Work required:
Copy everything in the data below exactly except the pictures.

Stored data:
○ ○ ○ ○ ○

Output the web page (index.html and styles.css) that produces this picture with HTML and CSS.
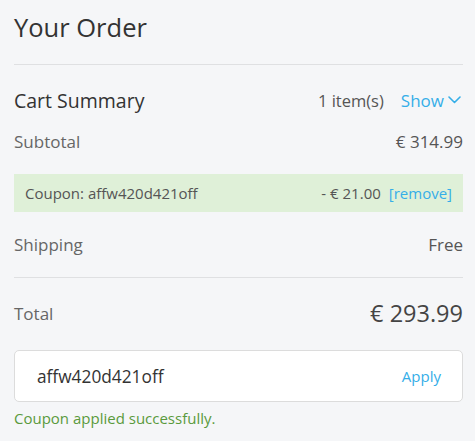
FILE: index.html
```html
<!DOCTYPE html>
<html>
<head>
<meta charset="utf-8">
<link rel="stylesheet" href="styles.css">
</head>
<body>
<div class="order">
  <h1 class="title">Your Order</h1>
  <div class="rule"></div>
  <div class="row summary">
    <span class="summary-label">Cart Summary</span>
    <span class="summary-right">
      <span class="count">1 item(s)</span>
      <span class="show">Show
        <svg class="chev" width="13" height="8" viewBox="0 0 13 8"><path d="M1 1 L6.5 6.5 L12 1" fill="none" stroke="#35aee8" stroke-width="1.6" stroke-linecap="round" stroke-linejoin="round"/></svg>
      </span>
    </span>
  </div>
  <div class="row line">
    <span>Subtotal</span>
    <span class="amount">€ 314.99</span>
  </div>
  <div class="coupon">
    <span>Coupon: affw420d421off</span>
    <span class="coupon-right"><span class="amount">- € 21.00</span><span class="remove">[remove]</span></span>
  </div>
  <div class="row line">
    <span>Shipping</span>
    <span class="amount">Free</span>
  </div>
  <div class="rule"></div>
  <div class="row total">
    <span>Total</span>
    <span class="total-amount">€ 293.99</span>
  </div>
  <div class="code-box">
    <span class="code">affw420d421off</span>
    <span class="apply">Apply</span>
  </div>
  <div class="success">Coupon applied successfully.</div>
</div>
</body>
</html>
```
FILE: styles.css
```css
html, body {
  margin: 0;
  padding: 0;
  background: #f5f6f8;
}
body {
  font-family: "Open Sans", "Lato", sans-serif;
  color: #555;
}
.order {
  padding: 12px 12px 0 14px;
}
.title {
  margin: 0;
  font-size: 25.5px;
  font-weight: 400;
  color: #333;
  line-height: 30px;
}
.rule {
  height: 1px;
  background: #dfe0e2;
}
.order > .rule:first-of-type {
  margin-top: 22px;
}
.row {
  display: flex;
  justify-content: space-between;
  align-items: center;
}
.summary {
  margin-top: 22px;
  height: 26px;
}
.summary-label {
  font-size: 19.5px;
  color: #333;
}
.summary-right {
  display: flex;
  align-items: center;
}
.count {
  font-size: 16.5px;
  color: #555;
}
.show {
  margin-left: 17px;
  font-size: 17px;
  color: #35aee8;
  display: flex;
  align-items: center;
}
.chev {
  margin-left: 4px;
  margin-right: 2px;
}
.line {
  font-size: 17px;
  color: #666;
  height: 22px;
}
.summary + .line {
  margin-top: 17px;
}
.line .amount {
  color: #555;
}
.coupon {
  margin-top: 22px;
  height: 38px;
  background: #dff0d8;
  display: flex;
  justify-content: space-between;
  align-items: center;
  padding: 0 11px;
  font-size: 15px;
  color: #555;
}
.coupon-right {
  display: flex;
  gap: 8px;
}
.remove {
  color: #35aee8;
}
.coupon + .line {
  margin-top: 21px;
  margin-bottom: 22px;
}
.total {
  margin-top: 22px;
  height: 26px;
  font-size: 17px;
  color: #666;
}
.total-amount {
  font-size: 23.5px;
  color: #444;
}
.code-box {
  margin-top: 24px;
  height: 52px;
  box-sizing: border-box;
  background: #fff;
  border: 1px solid #dcdcdc;
  border-radius: 5px;
  display: flex;
  justify-content: space-between;
  align-items: center;
  padding: 0 21px 0 22px;
}
.code {
  font-size: 17.3px;
  color: #333;
}
.apply {
  font-size: 15px;
  color: #35aee8;
}
.success {
  margin-top: 6px;
  font-size: 15px;
  color: #5a9a3c;
}
```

○ ○ ○ ○ ○

Exercise solution:
Output the web page (index.html and styles.css) that produces this picture with HTML and CSS.
FILE: index.html
```html
<!DOCTYPE html>
<html>
<head>
<meta charset="utf-8">
<link rel="stylesheet" href="styles.css">
</head>
<body>
<div class="order">
  <h1 class="title">Your Order</h1>
  <div class="rule"></div>
  <div class="row summary">
    <span class="summary-label">Cart Summary</span>
    <span class="summary-right">
      <span class="count">1 item(s)</span>
      <span class="show">Show
        <svg class="chev" width="13" height="8" viewBox="0 0 13 8"><path d="M1 1 L6.5 6.5 L12 1" fill="none" stroke="#35aee8" stroke-width="1.6" stroke-linecap="round" stroke-linejoin="round"/></svg>
      </span>
    </span>
  </div>
  <div class="row line">
    <span>Subtotal</span>
    <span class="amount">€ 314.99</span>
  </div>
  <div class="coupon">
    <span>Coupon: affw420d421off</span>
    <span class="coupon-right"><span class="amount">- € 21.00</span><span class="remove">[remove]</span></span>
  </div>
  <div class="row line">
    <span>Shipping</span>
    <span class="amount">Free</span>
  </div>
  <div class="rule"></div>
  <div class="row total">
    <span>Total</span>
    <span class="total-amount">€ 293.99</span>
  </div>
  <div class="code-box">
    <span class="code">affw420d421off</span>
    <span class="apply">Apply</span>
  </div>
  <div class="success">Coupon applied successfully.</div>
</div>
</body>
</html>
```
FILE: styles.css
```css
html, body {
  margin: 0;
  padding: 0;
  background: #f5f6f8;
}
body {
  font-family: "Open Sans", "Lato", sans-serif;
  color: #555;
}
.order {
  padding: 12px 12px 0 14px;
}
.title {
  margin: 0;
  font-size: 25.5px;
  font-weight: 400;
  color: #333;
  line-height: 30px;
}
.rule {
  height: 1px;
  background: #dfe0e2;
}
.order > .rule:first-of-type {
  margin-top: 22px;
}
.row {
  display: flex;
  justify-content: space-between;
  align-items: center;
}
.summary {
  margin-top: 22px;
  height: 26px;
}
.summary-label {
  font-size: 19.5px;
  color: #333;
}
.summary-right {
  display: flex;
  align-items: center;
}
.count {
  font-size: 16.5px;
  color: #555;
}
.show {
  margin-left: 17px;
  font-size: 17px;
  color: #35aee8;
  display: flex;
  align-items: center;
}
.chev {
  margin-left: 4px;
  margin-right: 2px;
}
.line {
  font-size: 17px;
  color: #666;
  height: 22px;
}
.summary + .line {
  margin-top: 17px;
}
.line .amount {
  color: #555;
}
.coupon {
  margin-top: 22px;
  height: 38px;
  background: #dff0d8;
  display: flex;
  justify-content: space-between;
  align-items: center;
  padding: 0 11px;
  font-size: 15px;
  color: #555;
}
.coupon-right {
  display: flex;
  gap: 8px;
}
.remove {
  color: #35aee8;
}
.coupon + .line {
  margin-top: 21px;
  margin-bottom: 22px;
}
.total {
  margin-top: 22px;
  height: 26px;
  font-size: 17px;
  color: #666;
}
.total-amount {
  font-size: 23.5px;
  color: #444;
}
.code-box {
  margin-top: 24px;
  height: 52px;
  box-sizing: border-box;
  background: #fff;
  border: 1px solid #dcdcdc;
  border-radius: 5px;
  display: flex;
  justify-content: space-between;
  align-items: center;
  padding: 0 21px 0 22px;
}
.code {
  font-size: 17.3px;
  color: #333;
}
.apply {
  font-size: 15px;
  color: #35aee8;
}
.success {
  margin-top: 6px;
  font-size: 15px;
  color: #5a9a3c;
}
```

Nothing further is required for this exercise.